Şimdi biz kendini besleyebilenler, yani, kelime anlamı ile çatalı ağzına denk getirebilenler, dünya dertlerine kafa yoruyoruz. Siyasete, eğitime, gıdaya, ekonomiye, dünyanın gidişatına, çocukların gelecekteki mesleklerine…
Kendimizi beslemeyi bırak, bir büyüğümüzü beslememiz gerektiğinde, dünya dertleri nasıl da küçülüyor oysa!
Durup, kendimizi beslemeyi beceremediğimiz yaşları görme şansımız olursa derdimizin ne olacağı veya bizi beslemek durumunda kalan şahane yüreklerin ne dertleri olacağını düşünüyor muyuz?
Belki de dünya derdi dediğimiz şeyi yanlış yorumluyoruz? Ne derdiniz?
Belki de iyi insan olmak kavramı, dünya derdinden başka bir şeydir? Belki sadece iyi insan olmak, dünyanın derdini çözmeye yetecektir … Durup, düşünmeye değmez mi?
İnsan hayatının nasıl değişebileceğine dair aklıma üç yol geliyor.

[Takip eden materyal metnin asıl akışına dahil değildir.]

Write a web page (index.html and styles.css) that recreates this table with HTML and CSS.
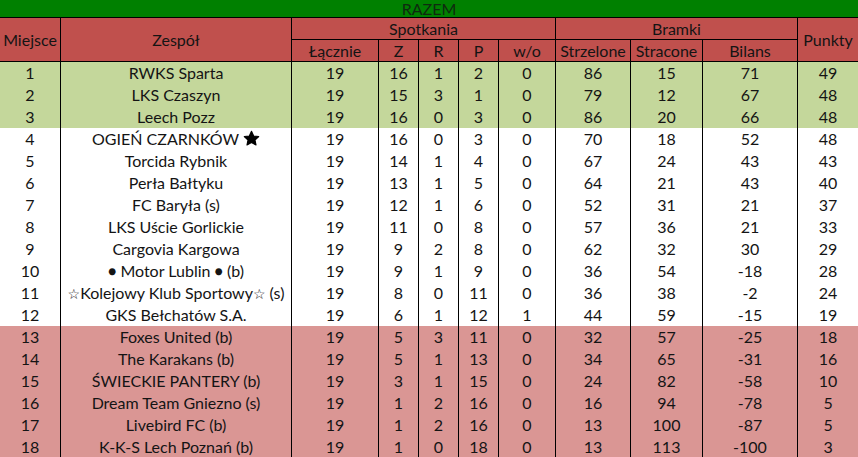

1. Aniden. İstemsizce. Plansız. Kaza gibi. Hastalık gibi. Aşk gibi -ki bir anlamda hastalık da denebilir-.
2. Planlı. Uzun dönemde uğraş gerektirir şekilde. Tuğla tuğla örerek. Çaba ile.
3. Büyük planın bir parçası ile. Elde olmayan sebeplerle. Müdahale edilemeyen. Göre göre. Çaresizce.
İlk ve üçüncü arasındaki fark, birinin aniden olması, diğerinin zamana yayılması denebilir. Öyle ki, ilkinde daha kişisel bir gayrete açıklık vardır. Oysa diğeri göstere göstere gelmesine rağmen elden gelen çabalar genelde anlamsızdır. İlki anî, diğeri yavaştır. Her ikisi de olumlu ya da olumsuz olabilir.
Benim kurumsal hayatı defedip, Ege kasabası sakinliğine ermem ikinciye örnek olabilir mesela.
Babamın diğer evrene anî göçü, hepimiz ama en çok annem için ilk gruba giriyor bu durumda.
Ülkenin içinde bulunduğu kabus ise üçüncü için güzel bir örnek.
Hayat seçimlerden, seçimler olanaklardan, olanaklar tesadüflerden, tesadüfler ise bilmem neden gerçekleşiyor? Sahi biz kendi seçtiğimiz hayatın kölesi miyiz? Ne dersiniz?